* **ENTRIES**:
_ _ _ _

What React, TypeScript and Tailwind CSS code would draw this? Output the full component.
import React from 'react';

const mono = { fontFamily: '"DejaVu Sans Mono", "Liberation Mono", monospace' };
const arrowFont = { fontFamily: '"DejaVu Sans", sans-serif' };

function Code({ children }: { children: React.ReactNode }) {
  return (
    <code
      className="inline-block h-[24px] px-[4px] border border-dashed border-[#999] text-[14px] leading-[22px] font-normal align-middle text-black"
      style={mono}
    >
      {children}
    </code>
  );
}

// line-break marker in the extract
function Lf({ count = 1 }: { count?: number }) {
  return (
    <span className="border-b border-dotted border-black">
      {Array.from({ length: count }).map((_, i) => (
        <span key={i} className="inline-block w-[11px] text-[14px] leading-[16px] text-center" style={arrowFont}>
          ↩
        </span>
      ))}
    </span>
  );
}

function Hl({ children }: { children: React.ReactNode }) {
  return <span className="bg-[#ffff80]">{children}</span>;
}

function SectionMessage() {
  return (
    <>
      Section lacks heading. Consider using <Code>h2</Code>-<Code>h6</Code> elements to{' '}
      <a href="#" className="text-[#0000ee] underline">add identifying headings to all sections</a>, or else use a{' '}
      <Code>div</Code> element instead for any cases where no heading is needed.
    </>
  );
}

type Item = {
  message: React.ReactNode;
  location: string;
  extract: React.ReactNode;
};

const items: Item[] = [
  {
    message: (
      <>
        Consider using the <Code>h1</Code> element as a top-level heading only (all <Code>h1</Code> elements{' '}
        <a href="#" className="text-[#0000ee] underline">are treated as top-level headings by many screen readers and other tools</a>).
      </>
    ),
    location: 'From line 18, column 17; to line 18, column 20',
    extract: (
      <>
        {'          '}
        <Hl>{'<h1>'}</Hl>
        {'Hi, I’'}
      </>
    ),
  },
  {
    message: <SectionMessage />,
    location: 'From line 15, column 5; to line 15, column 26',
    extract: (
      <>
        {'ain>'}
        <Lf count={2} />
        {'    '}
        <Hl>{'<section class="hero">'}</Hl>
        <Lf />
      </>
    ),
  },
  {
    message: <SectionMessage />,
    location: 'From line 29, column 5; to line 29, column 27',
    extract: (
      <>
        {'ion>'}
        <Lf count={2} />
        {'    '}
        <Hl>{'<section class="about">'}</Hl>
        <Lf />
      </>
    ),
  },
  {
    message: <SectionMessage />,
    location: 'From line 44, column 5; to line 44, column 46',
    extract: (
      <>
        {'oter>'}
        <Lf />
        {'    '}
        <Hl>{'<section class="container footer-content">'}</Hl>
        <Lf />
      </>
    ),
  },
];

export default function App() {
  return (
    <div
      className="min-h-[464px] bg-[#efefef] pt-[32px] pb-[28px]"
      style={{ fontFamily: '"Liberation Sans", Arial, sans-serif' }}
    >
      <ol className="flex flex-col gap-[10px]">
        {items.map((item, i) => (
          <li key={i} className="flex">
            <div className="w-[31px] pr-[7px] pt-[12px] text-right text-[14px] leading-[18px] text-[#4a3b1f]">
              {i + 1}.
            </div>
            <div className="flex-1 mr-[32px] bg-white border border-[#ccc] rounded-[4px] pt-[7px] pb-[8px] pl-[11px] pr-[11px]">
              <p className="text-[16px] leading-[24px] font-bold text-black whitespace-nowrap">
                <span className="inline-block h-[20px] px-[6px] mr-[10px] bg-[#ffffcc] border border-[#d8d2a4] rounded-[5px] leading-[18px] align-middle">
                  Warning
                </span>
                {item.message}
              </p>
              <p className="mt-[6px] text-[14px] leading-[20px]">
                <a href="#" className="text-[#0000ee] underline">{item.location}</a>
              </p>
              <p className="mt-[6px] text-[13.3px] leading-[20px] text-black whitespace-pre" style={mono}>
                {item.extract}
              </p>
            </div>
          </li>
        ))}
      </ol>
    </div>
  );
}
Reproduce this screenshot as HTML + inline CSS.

_ _ _ _

* **GIVEN INSTRUCTION**:
Count how many lines in the data contain the word "this", giving the number without comment.

* **ANSWER TO THE EXERCISE**:
2